The likelihood function is a scalar which can be written in terms of Frobenius products $\eqalign{ L &= y:\log(p) + (1-y):\log(1-p) \cr }$ whose differential is $\eqalign{ dL &= y:d\log(p) + (1-y):d\log(1-p) \cr &= y:(1-p)\circ df - (1-y):p\circ df \cr &= (y-p):df \cr &= \big(y-p\big):X^Td\beta \cr &= X\,\big(y-p\big):d\beta \cr }$ Yielding the gradient as $\eqalign{ \frac{\partial L}{\partial\beta} &= X\,(y-p) \cr }$

  • 0
    Why did the transpose of X become just X? How did you remove the transpose by moving the order to the front?2018-01-29
0

In your third line, while differentiating you missed out $1/p(x_i)$ which is the derivative of $\log(p(x_i))$.

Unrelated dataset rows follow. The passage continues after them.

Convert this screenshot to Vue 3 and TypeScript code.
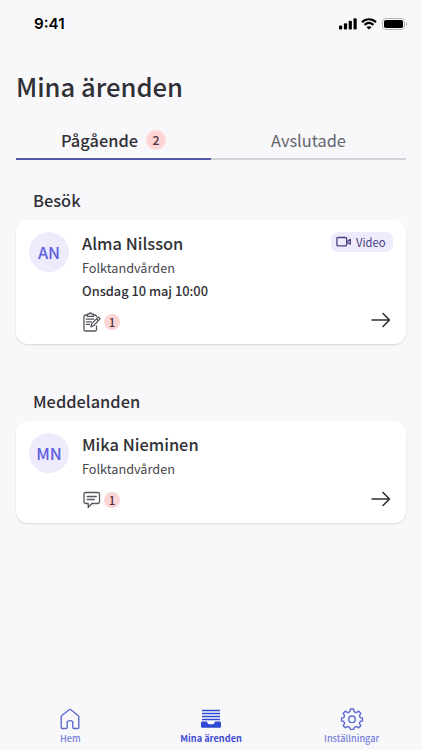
<script setup lang="ts">
interface Errand {
  section: string
  initials: string
  name: string
  clinic: string
  time?: string
  video?: boolean
  kind: 'form' | 'message'
  count: number
}

const errands: Errand[] = [
  { section: 'Besök', initials: 'AN', name: 'Alma Nilsson', clinic: 'Folktandvården', time: 'Onsdag 10 maj 10:00', video: true, kind: 'form', count: 1 },
  { section: 'Meddelanden', initials: 'MN', name: 'Mika Nieminen', clinic: 'Folktandvården', kind: 'message', count: 1 },
]
</script>

<template>
  <div class="screen">
    <header class="status">
      <span class="clock">9:41</span>
      <div class="indicators">
        <svg class="signal" width="18" height="12" viewBox="0 0 18 12">
          <rect x="0" y="7.4" width="3.2" height="4.1" rx="1" />
          <rect x="4.9" y="5.2" width="3.2" height="6.3" rx="1" />
          <rect x="9.7" y="2.8" width="3.2" height="8.7" rx="1" />
          <rect x="14.5" y="0.3" width="3.2" height="11.2" rx="1" />
        </svg>
        <svg class="wifi" width="16" height="12" viewBox="0 0 16 12">
          <path d="M1 4.2C5 .3 11 .3 15 4.2M3.5 6.9c2.7-2.4 6.3-2.4 9 0" fill="none" stroke="#000" stroke-width="2.1" />
          <path d="M8 11.6 5.3 9.1c1.5-1.3 3.9-1.3 5.4 0z" />
        </svg>
        <svg class="battery" width="26" height="12" viewBox="0 0 26 12">
          <rect x=".5" y=".5" width="22" height="11" rx="3.3" fill="none" stroke="#b4b4b6" />
          <rect x="2" y="2" width="19" height="8" rx="1.8" />
          <path d="M24 4c1.4.5 1.4 3.500 0 4z" fill="#a9a9ab" />
        </svg>
      </div>
    </header>

    <h1>Mina ärenden</h1>

    <nav class="tabs">
      <div class="tab active">
        <span>Pågående</span>
        <span class="count large">2</span>
      </div>
      <div class="tab">Avslutade</div>
    </nav>

    <section v-for="e in errands" :key="e.section" :class="e.kind">
      <h2>{{ e.section }}</h2>
      <article class="card">
        <div class="avatar">{{ e.initials }}</div>
        <div class="details">
          <div class="name">{{ e.name }}</div>
          <div class="clinic">{{ e.clinic }}</div>
          <div v-if="e.time" class="time">{{ e.time }}</div>
          <div class="tasks">
            <svg v-if="e.kind === 'form'" width="18" height="20" viewBox="0 0 18 20" class="line">
              <path d="M4 3H2.600Q1 3 1 4.600V17.400Q1 19 2.600 19H11.900Q13.500 19 13.500 17.400V14M10.700 3H11.900Q13.300 3 13.500 4.500" />
              <path d="M4.200 3Q4.200 2 5.200 2H5.800Q6 1 7.300 1T8.800 2H9.500Q10.500 2 10.500 3V4.300H4.200Z" />
              <path d="M3.500 7.200H10.700M3.500 9.800H8.500M3.500 12.400H6.500" />
              <path d="M7.900 14.800 8.600 11.900 14.700 5.600Q15.500 4.900 16.400 5.700T16.500 7.400L10.600 13.700ZM13.500 7 15.300 8.700" />
            </svg>
            <svg v-else width="18" height="18" viewBox="0 0 18 18" class="line">
              <path d="M3 1.500H14.700Q16.500 1.500 16.500 3.300V10.700Q16.500 12.500 14.700 12.500H8.800L5.200 16.500V12.500H3Q1 12.500 1 10.700V3.300Q1 1.500 3 1.500Z" />
              <path d="M4.200 5.500H13.300M4.200 8.500H11.200" />
            </svg>
            <span class="count">{{ e.count }}</span>
          </div>
        </div>
        <div class="side">
          <div v-if="e.video" class="video">
            <svg width="16" height="12" viewBox="0 0 16 12">
              <rect x=".9" y="1.500" width="9.700" height="8.400" rx="1" />
              <path d="M10.600 5.100 12.200 4.900 14.300 3.400V8.200L12.200 6.800 10.600 6.600" />
            </svg>
            <span>Video</span>
          </div>
          <svg class="arrow" width="20" height="16" viewBox="0 0 20 16">
            <path d="M1 8H18.500M12 1.500 18.500 8 12 14.500" />
          </svg>
        </div>
      </article>
    </section>

    <footer class="bottom">
      <div class="item">
        <svg width="24" height="24" viewBox="0 0 24 24">
          <path d="M4.300 21.500Q3.200 21.500 3.200 20.400V9.800Q3.200 9 3.900 8.500L11.200 2.700Q12 2.100 12.800 2.700L20.100 8.500Q20.800 9 20.800 9.800V20.400Q20.800 21.500 19.700 21.500H15.900Q14.800 21.500 14.800 20.400V15.500Q14.800 13.600 12 13.600T9.200 15.500V20.400Q9.200 21.500 8.100 21.500Z" />
        </svg>
        <span>Hem</span>
      </div>
      <div class="item selected">
        <svg width="24" height="24" viewBox="0 0 24 24">
          <path d="M3 3.500H21M3 6.500H21M3 9.500H21M3 12.500H21" />
          <path class="tray" d="M3.200 14.600H7.500Q8.100 14.600 8.400 15.600Q8.800 17.300 10 17.300H14Q15.200 17.300 15.600 15.600Q15.900 14.600 16.500 14.600H20.800Q22 14.600 22 15.800V19.500Q22 20.700 20.800 20.700H3.200Q2 20.700 2 19.500V15.800Q2 14.600 3.200 14.600Z" />
        </svg>
        <span>Mina ärenden</span>
      </div>
      <div class="item">
        <svg width="24" height="24" viewBox="0 0 24 24">
          <path d="M10.500 2H13.500L14.200 4.800 16.300 5.600 18.700 4.200 20.800 6.300 19.400 8.700 20.300 10.600 22.400 11V14L20.300 14.400 19.400 16.300 20.800 18.700 18.700 20.800 16.300 19.400 14.400 20.300 13.700 22.400H10.300L9.600 20.300 7.700 19.400 5.300 20.800 3.200 18.700 4.600 16.300 3.700 14.400 1.600 14V11L3.700 10.600 4.600 8.700 3.200 6.300 5.300 4.200 7.700 5.600 9.800 4.800Z" />
          <circle cx="12" cy="12.300" r="3.300" />
        </svg>
        <span>Inställningar</span>
      </div>
    </footer>
  </div>
</template>

<style>
body { background: #f8f8fb; }
</style>

<style scoped>
.screen {
  box-sizing: border-box;
  width: 422px;
  height: 750px;
  display: flex;
  flex-direction: column;
  background: #f8f8fb;
  color: #303036;
  font-family: "Noto Sans CJK SC", "Noto Sans", sans-serif;
  overflow: hidden;
}
.status {
  display: flex;
  justify-content: space-between;
  align-items: center;
  height: 47px;
  padding: 0 14px 0 34px;
  color: #000;
}
.clock { font: 600 15.2px/20px Inter, sans-serif; }
.indicators { display: flex; align-items: center; gap: 4px; }
.battery { margin-left: 1px; }
h1, h2 { margin: 0; font-weight: 500; }
h1 { padding: 19px 16px 0; font-size: 25.600px; line-height: 40px; }
.tabs { display: flex; margin: 16px 16px 0; }
.tab {
  flex: 1;
  display: flex;
  align-items: center;
  justify-content: center;
  gap: 8px;
  height: 36px;
  border-bottom: 2px solid #d2d3d7;
  font-size: 16.400px;
  line-height: 24px;
  color: #63646a;
}
.active { border-color: #5359a5; font-weight: 500; color: #303036; }
.count {
  display: flex;
  align-items: center;
  justify-content: center;
  width: 16px;
  height: 16px;
  border-radius: 50%;
  background: #fcd5d6;
  color: #533238;
  font-size: 11.500px;
  line-height: 16px;
  font-weight: 500;
}
.large { width: 20px; height: 20px; font-size: 12.500px; line-height: 20px; }
h2 { padding-left: 33px; font-size: 16.400px; line-height: 24px; }
.form { margin-top: 28px; }
.message { margin-top: 44.600px; }
.card {
  box-sizing: border-box;
  display: flex;
  margin: 8px 16px 0;
  padding: 11px 13px 12px;
  height: 124px;
  border-radius: 12px;
  background: #fff;
  box-shadow: 0 1px 2px #0002;
}
.message .card { height: 102px; }
.avatar {
  width: 40px;
  height: 40px;
  margin-top: 1px;
  border-radius: 50%;
  background: #eeebfd;
  color: #6060dc;
  font-size: 16.400px;
  font-weight: 500;
  line-height: 40px;
  text-align: center;
}
.details { flex: 1; margin-left: 13px; }
.name { font-size: 16.400px; font-weight: 500; line-height: 24px; }
.clinic { font-size: 12.700px; line-height: 25px; color: #46474d; }
.time { font-size: 12.800px; line-height: 22px; font-weight: 500; }
.tasks { display: flex; align-items: center; gap: 3px; height: 20px; margin-top: 10px; padding-left: 1px; }
.message .tasks { margin-top: 9px; }
.line { fill: none; stroke: #55565c; stroke-width: 1.3; stroke-linejoin: round; stroke-linecap: round; }
.side { display: flex; flex-direction: column; align-items: flex-end; }
.video {
  display: flex;
  align-items: center;
  gap: 4px;
  box-sizing: border-box;
  width: 62px;
  height: 20px;
  margin-top: 1px;
  padding-left: 5px;
  border-radius: 7px;
  background: #eeebfd;
  color: #49427e;
  font-size: 11.300px;
  line-height: 20px;
}
.video svg { fill: none; stroke: #49427e; stroke-width: 1.3; stroke-linejoin: round; }
.arrow { margin: auto 2px 4px 0; fill: none; stroke: #303036; stroke-width: 1.6; stroke-linecap: round; stroke-linejoin: round; }
.bottom { display: flex; width: 422px; margin-top: auto; }
.item {
  flex: 1;
  display: flex;
  flex-direction: column;
  align-items: center;
  height: 43px;
  color: #7780d7;
  font-size: 9.200px;
  line-height: 15px;
  font-weight: 500;
}
.item svg { fill: none; stroke: #5b6bd0; stroke-width: 1.4; stroke-linejoin: round; }
.selected { color: #414dd0; font-weight: 700; }
.selected svg { stroke: #2f49d2; }
.selected .tray { fill: #2f49d2; stroke: none; }
</style>
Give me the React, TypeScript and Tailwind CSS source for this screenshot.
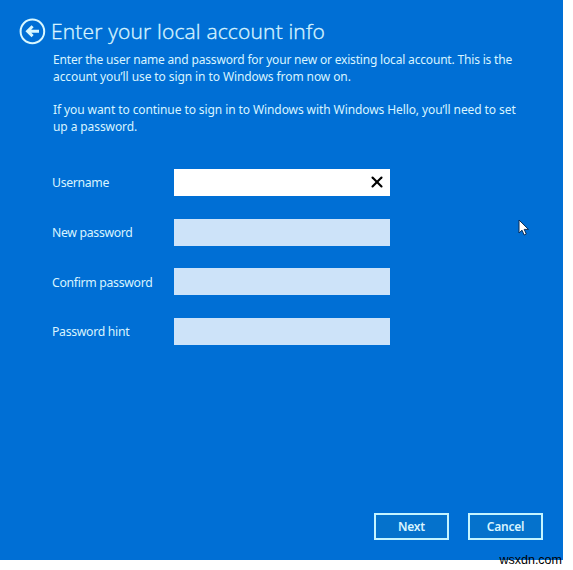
import { X } from 'lucide-react';

const fields = [
  { id: 'username', label: 'Username', active: true },
  { id: 'new-password', label: 'New password', active: false },
  { id: 'confirm-password', label: 'Confirm password', active: false },
  { id: 'password-hint', label: 'Password hint', active: false },
];

function BackButton() {
  return (
    <button type="button" aria-label="Back" className="mt-[18px] h-[27px] w-[27px] shrink-0">
      <svg viewBox="0 0 27 27" className="h-[27px] w-[27px]" fill="none" stroke="#d8f8ff">
        <circle cx="13.4" cy="13.4" r="11.8" strokeWidth="2" />
        <path d="M8.5 13.2H20M13.6 8.3L8.6 13.2l5 4.9" strokeWidth="3" />
      </svg>
    </button>
  );
}

function Field({ id, label, active }: { id: string; label: string; active: boolean }) {
  return (
    <div className="flex h-[27px] items-center">
      <label htmlFor={id} className="w-[122px] shrink-0 whitespace-nowrap pt-[2px] text-[12.25px] tracking-[-0.31px]">
        {label}
      </label>
      <div className={`flex h-[27px] w-[216px] items-center ${active ? 'bg-white' : 'bg-[#cde3f9]'}`}>
        <input id={id} className="h-full min-w-0 flex-1 bg-transparent px-2 text-black outline-none" />
        {active && <X className="mb-px mr-[4px] h-[18px] w-[18px] text-black" strokeWidth={2.8} />}
      </div>
    </div>
  );
}

export default function App() {
  return (
    <div className="relative h-[570px] w-[573px] overflow-hidden bg-white font-['Noto_Sans','Open_Sans',sans-serif]">
      <main className="flex h-[560px] w-[563px] flex-col bg-[#006fd5] text-[#d8f4ff]">
        <header className="flex pl-[19px]">
          <BackButton />
          <h1 className="ml-[5px] mt-[16px] whitespace-nowrap font-['Open_Sans',sans-serif] text-[21px] font-light leading-[30px] tracking-[0.17px] [-webkit-text-stroke:0.35px_#d8f4ff]">
            Enter your local account info
          </h1>
        </header>

        <div className="mt-[6px] whitespace-nowrap pl-[53px] text-[12px] leading-[16.5px] tracking-[-0.09px]">
          <p>
            <span className="tracking-[-0.18px]">
              Enter the user name and password for your new or existing local account. This is the
            </span>
            <br />
            account you’ll use to sign in to Windows from now on.
          </p>
          <p className="mt-[17px]">
            If you want to continue to sign in to Windows with Windows Hello, you’ll need to set
            <br />
            up a password.
          </p>
        </div>

        <form className="mt-[34px] flex flex-col gap-[22.6px] pl-[52px]">
          {fields.map((field) => (
            <Field key={field.id} {...field} />
          ))}
        </form>

        <footer className="mb-[20px] mr-[20px] mt-auto flex justify-end gap-[19px] text-[12px] font-semibold tracking-[-0.2px]">
          <button type="button" className="h-[27px] w-[75px] border-2 border-[#c4f4ff] bg-[#0572cc] pt-px leading-none">
            Next
          </button>
          <button type="button" className="h-[27px] w-[75px] border-2 border-[#c4f4ff] bg-[#0572cc] pt-px leading-none">
            Cancel
          </button>
        </footer>
      </main>

      {/* mouse pointer */}
      <svg viewBox="0 0 12 18" className="absolute left-[518px] top-[219px] h-[18px] w-[12px]">
        <path
          d="M1 1v13l3-2.8 2.1 4.8 2.2-1-2.1-4.6h4.3z"
          fill="#fff"
          stroke="#0b2c55"
          strokeWidth="1"
        />
      </svg>

      <span className="absolute right-[11px] top-[553px] font-['Liberation_Sans',sans-serif] text-[12.5px] leading-[14px] text-black">
        wsxdn.com
      </span>
    </div>
  );
}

\begin{eqnarray} d/db(y_i \cdot \log p(x_i)) &=& \log p(x_i) \cdot 0 + y_i \cdot(d/db(\log p(x_i))\\ &=& y_i \cdot 1/p(x_i) \cdot d/db(p(x_i)) \end{eqnarray}

Note that $d/db(p(xi)) = p(x_i)\cdot {\bf x_i} \cdot (1-p(x_i))$ and not just $p(x_i) \cdot(1-p(x_i))$.

Also in 7th line you missed out the $-$ sign which comes with the derivative of $(1-p(x_i))$.